━━━ PROVIDED ENTRIES
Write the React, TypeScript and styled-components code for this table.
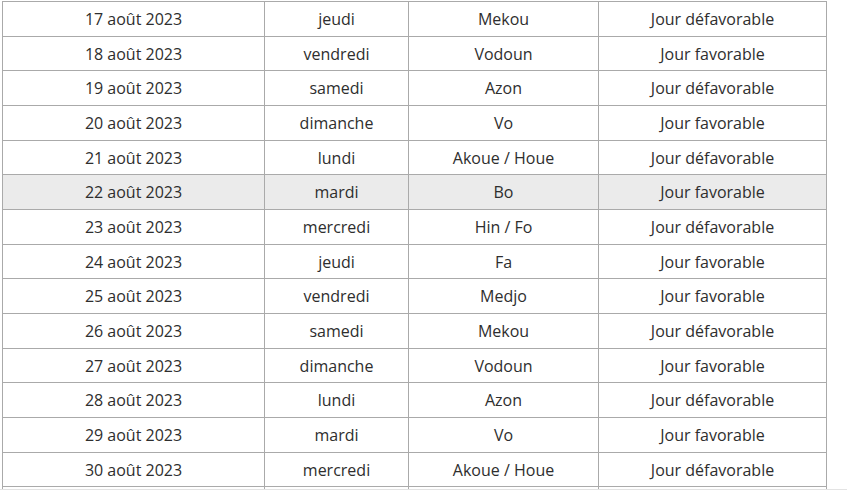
import React from "react";
import styled, { createGlobalStyle } from "styled-components";

const Global = createGlobalStyle`
  html, body { margin: 0; padding: 0; background: #ffffff; }
  body { font-family: "Open Sans", "Noto Sans", sans-serif; }
`;

const Viewport = styled.div`
  height: 490px;
  overflow: hidden;
  border-bottom: 1px solid #e3e3e3;
  padding: 1px 0 0 2px;
  box-sizing: border-box;
`;

const Table = styled.table`
  border-collapse: collapse;
  table-layout: fixed;
  width: 825px;
`;

const Col = styled.col<{ $w: number }>`
  width: ${(p) => p.$w}px;
`;

const Row = styled.tr<{ $hl?: boolean }>`
  background: ${(p) => (p.$hl ? "#ebebeb" : "#ffffff")};
`;

const Cell = styled.td`
  border: 1px solid #aaaaaa;
  padding: 6px 4px 4px;
  height: 23.667px;
  line-height: 23.667px;
  text-align: center;
  font-size: 16px;
  color: #2e2e2e;
  white-space: nowrap;
  box-sizing: content-box;
`;

const widths = [262, 144, 190, 228];

const rows: [string, string, string, string][] = [
  ["17 août 2023", "jeudi", "Mekou", "Jour défavorable"],
  ["18 août 2023", "vendredi", "Vodoun", "Jour favorable"],
  ["19 août 2023", "samedi", "Azon", "Jour défavorable"],
  ["20 août 2023", "dimanche", "Vo", "Jour favorable"],
  ["21 août 2023", "lundi", "Akoue / Houe", "Jour défavorable"],
  ["22 août 2023", "mardi", "Bo", "Jour favorable"],
  ["23 août 2023", "mercredi", "Hin / Fo", "Jour défavorable"],
  ["24 août 2023", "jeudi", "Fa", "Jour favorable"],
  ["25 août 2023", "vendredi", "Medjo", "Jour favorable"],
  ["26 août 2023", "samedi", "Mekou", "Jour défavorable"],
  ["27 août 2023", "dimanche", "Vodoun", "Jour favorable"],
  ["28 août 2023", "lundi", "Azon", "Jour défavorable"],
  ["29 août 2023", "mardi", "Vo", "Jour favorable"],
  ["30 août 2023", "mercredi", "Akoue / Houe", "Jour défavorable"],
  ["", "", "", ""],
];

export default function App() {
  return (
    <>
      <Global />
      <Viewport>
        <Table>
          <colgroup>
            {widths.map((w, i) => (
              <Col key={i} $w={w} />
            ))}
          </colgroup>
          <tbody>
            {rows.map((r, i) => (
              <Row key={i} $hl={i === 5}>
                {r.map((c, j) => (
                  <Cell key={j}>{c}</Cell>
                ))}
              </Row>
            ))}
          </tbody>
        </Table>
      </Viewport>
    </>
  );
}
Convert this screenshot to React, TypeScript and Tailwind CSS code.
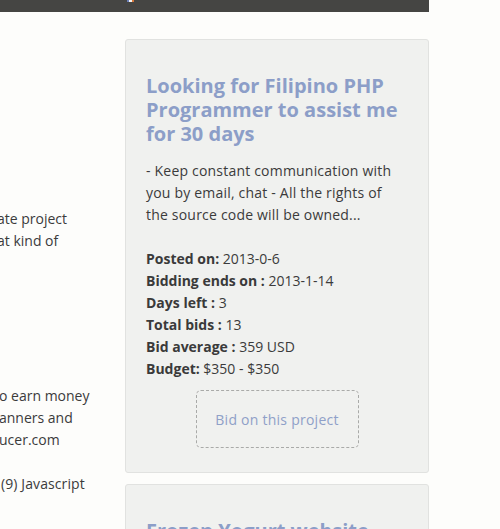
import React from "react";

const font = { fontFamily: '"Open Sans", "Noto Sans", sans-serif' };

function Detail({ label, value }: { label: string; value: string }) {
  return (
    <div>
      <span className="font-bold text-[#3a3a3a]">{label}</span> {value}
    </div>
  );
}

export default function App() {
  return (
    <div className="w-[500px] h-[529px] overflow-hidden bg-[#fdfdfb] text-[#3b3b3b]" style={font}>
      <div className="w-[429px] h-[12px] bg-[#454543] flex items-start">
        <div className="ml-[127px] flex h-[2px] w-[7px]">
          <div className="w-[2px] bg-[#6b7fb8]" />
          <div className="w-[3px] bg-[#f4f4f4]" />
          <div className="w-[2px] bg-[#d9783a]" />
        </div>
      </div>
      <div className="flex">
        <div className="w-[125px] shrink-0 overflow-hidden text-[14px] leading-[22px] whitespace-nowrap">
          <div className="h-[196px]" />
          <div className="-ml-[3px]">ate project</div>
          <div className="-ml-[3px]">at kind of</div>
          <div className="h-[133px]" />
          <div className="-ml-[1px]">o earn money</div>
          <div className="-ml-[1px]">anners and</div>
          <div className="-ml-[1px]">ucer.com</div>
          <div className="h-[22px]" />
          <div className="ml-[1px] tracking-[0.1px]">(9) Javascript</div>
        </div>
        <div className="w-[304px] shrink-0 flex flex-col gap-[11px] pt-[27px]">
          <div className="border border-[#e1e2e0] rounded-[3px] bg-[#f0f1ef] pt-[34px] pb-[24px] px-[20px]">
            <h3 className="text-[20px] leading-[24px] font-bold text-[#8c9ec8]">
              Looking for Filipino PHP Programmer to assist me for 30 days
            </h3>
            <p className="mt-[14px] mr-[6px] text-[14px] leading-[22px] tracking-[0.2px]">
              - Keep constant communication with you by email, chat - All the rights of the source code will be owned...
            </p>
            <div className="mt-[22px] text-[14px] leading-[22px]">
              <Detail label="Posted on:" value="2013-0-6" />
              <Detail label="Bidding ends on :" value="2013-1-14" />
              <Detail label="Days left :" value="3" />
              <Detail label="Total bids :" value="13" />
              <Detail label="Bid average :" value="359 USD" />
              <Detail label="Budget:" value="$350 - $350" />
            </div>
            <div className="mt-[10px] flex justify-center">
              <div className="w-[163px] h-[58px] flex items-center justify-center border border-dashed border-[#a9aaa8] rounded-[5px] text-[14px] tracking-[0.25px] text-[#8fa0c8]">
                Bid on this project
              </div>
            </div>
          </div>
          <div className="border border-[#e1e2e0] rounded-[3px] bg-[#f0f1ef] pt-[34px] pb-[24px] px-[20px]">
            <h3 className="text-[20px] leading-[24px] font-bold text-[#8c9ec8]">
              Frozen Yogurt website
            </h3>
          </div>
        </div>
      </div>
    </div>
  );
}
━━━━━━
**DIRECTION:** Print each of the records above exactly as written, leaving no picture in the copy.

**RESULT OF THIS TASK:**
Write the React, TypeScript and styled-components code for this table.
import React from "react";
import styled, { createGlobalStyle } from "styled-components";

const Global = createGlobalStyle`
  html, body { margin: 0; padding: 0; background: #ffffff; }
  body { font-family: "Open Sans", "Noto Sans", sans-serif; }
`;

const Viewport = styled.div`
  height: 490px;
  overflow: hidden;
  border-bottom: 1px solid #e3e3e3;
  padding: 1px 0 0 2px;
  box-sizing: border-box;
`;

const Table = styled.table`
  border-collapse: collapse;
  table-layout: fixed;
  width: 825px;
`;

const Col = styled.col<{ $w: number }>`
  width: ${(p) => p.$w}px;
`;

const Row = styled.tr<{ $hl?: boolean }>`
  background: ${(p) => (p.$hl ? "#ebebeb" : "#ffffff")};
`;

const Cell = styled.td`
  border: 1px solid #aaaaaa;
  padding: 6px 4px 4px;
  height: 23.667px;
  line-height: 23.667px;
  text-align: center;
  font-size: 16px;
  color: #2e2e2e;
  white-space: nowrap;
  box-sizing: content-box;
`;

const widths = [262, 144, 190, 228];

const rows: [string, string, string, string][] = [
  ["17 août 2023", "jeudi", "Mekou", "Jour défavorable"],
  ["18 août 2023", "vendredi", "Vodoun", "Jour favorable"],
  ["19 août 2023", "samedi", "Azon", "Jour défavorable"],
  ["20 août 2023", "dimanche", "Vo", "Jour favorable"],
  ["21 août 2023", "lundi", "Akoue / Houe", "Jour défavorable"],
  ["22 août 2023", "mardi", "Bo", "Jour favorable"],
  ["23 août 2023", "mercredi", "Hin / Fo", "Jour défavorable"],
  ["24 août 2023", "jeudi", "Fa", "Jour favorable"],
  ["25 août 2023", "vendredi", "Medjo", "Jour favorable"],
  ["26 août 2023", "samedi", "Mekou", "Jour défavorable"],
  ["27 août 2023", "dimanche", "Vodoun", "Jour favorable"],
  ["28 août 2023", "lundi", "Azon", "Jour défavorable"],
  ["29 août 2023", "mardi", "Vo", "Jour favorable"],
  ["30 août 2023", "mercredi", "Akoue / Houe", "Jour défavorable"],
  ["", "", "", ""],
];

export default function App() {
  return (
    <>
      <Global />
      <Viewport>
        <Table>
          <colgroup>
            {widths.map((w, i) => (
              <Col key={i} $w={w} />
            ))}
          </colgroup>
          <tbody>
            {rows.map((r, i) => (
              <Row key={i} $hl={i === 5}>
                {r.map((c, j) => (
                  <Cell key={j}>{c}</Cell>
                ))}
              </Row>
            ))}
          </tbody>
        </Table>
      </Viewport>
    </>
  );
}
Convert this screenshot to React, TypeScript and Tailwind CSS code.
import React from "react";

const font = { fontFamily: '"Open Sans", "Noto Sans", sans-serif' };

function Detail({ label, value }: { label: string; value: string }) {
  return (
    <div>
      <span className="font-bold text-[#3a3a3a]">{label}</span> {value}
    </div>
  );
}

export default function App() {
  return (
    <div className="w-[500px] h-[529px] overflow-hidden bg-[#fdfdfb] text-[#3b3b3b]" style={font}>
      <div className="w-[429px] h-[12px] bg-[#454543] flex items-start">
        <div className="ml-[127px] flex h-[2px] w-[7px]">
          <div className="w-[2px] bg-[#6b7fb8]" />
          <div className="w-[3px] bg-[#f4f4f4]" />
          <div className="w-[2px] bg-[#d9783a]" />
        </div>
      </div>
      <div className="flex">
        <div className="w-[125px] shrink-0 overflow-hidden text-[14px] leading-[22px] whitespace-nowrap">
          <div className="h-[196px]" />
          <div className="-ml-[3px]">ate project</div>
          <div className="-ml-[3px]">at kind of</div>
          <div className="h-[133px]" />
          <div className="-ml-[1px]">o earn money</div>
          <div className="-ml-[1px]">anners and</div>
          <div className="-ml-[1px]">ucer.com</div>
          <div className="h-[22px]" />
          <div className="ml-[1px] tracking-[0.1px]">(9) Javascript</div>
        </div>
        <div className="w-[304px] shrink-0 flex flex-col gap-[11px] pt-[27px]">
          <div className="border border-[#e1e2e0] rounded-[3px] bg-[#f0f1ef] pt-[34px] pb-[24px] px-[20px]">
            <h3 className="text-[20px] leading-[24px] font-bold text-[#8c9ec8]">
              Looking for Filipino PHP Programmer to assist me for 30 days
            </h3>
            <p className="mt-[14px] mr-[6px] text-[14px] leading-[22px] tracking-[0.2px]">
              - Keep constant communication with you by email, chat - All the rights of the source code will be owned...
            </p>
            <div className="mt-[22px] text-[14px] leading-[22px]">
              <Detail label="Posted on:" value="2013-0-6" />
              <Detail label="Bidding ends on :" value="2013-1-14" />
              <Detail label="Days left :" value="3" />
              <Detail label="Total bids :" value="13" />
              <Detail label="Bid average :" value="359 USD" />
              <Detail label="Budget:" value="$350 - $350" />
            </div>
            <div className="mt-[10px] flex justify-center">
              <div className="w-[163px] h-[58px] flex items-center justify-center border border-dashed border-[#a9aaa8] rounded-[5px] text-[14px] tracking-[0.25px] text-[#8fa0c8]">
                Bid on this project
              </div>
            </div>
          </div>
          <div className="border border-[#e1e2e0] rounded-[3px] bg-[#f0f1ef] pt-[34px] pb-[24px] px-[20px]">
            <h3 className="text-[20px] leading-[24px] font-bold text-[#8c9ec8]">
              Frozen Yogurt website
            </h3>
          </div>
        </div>
      </div>
    </div>
  );
}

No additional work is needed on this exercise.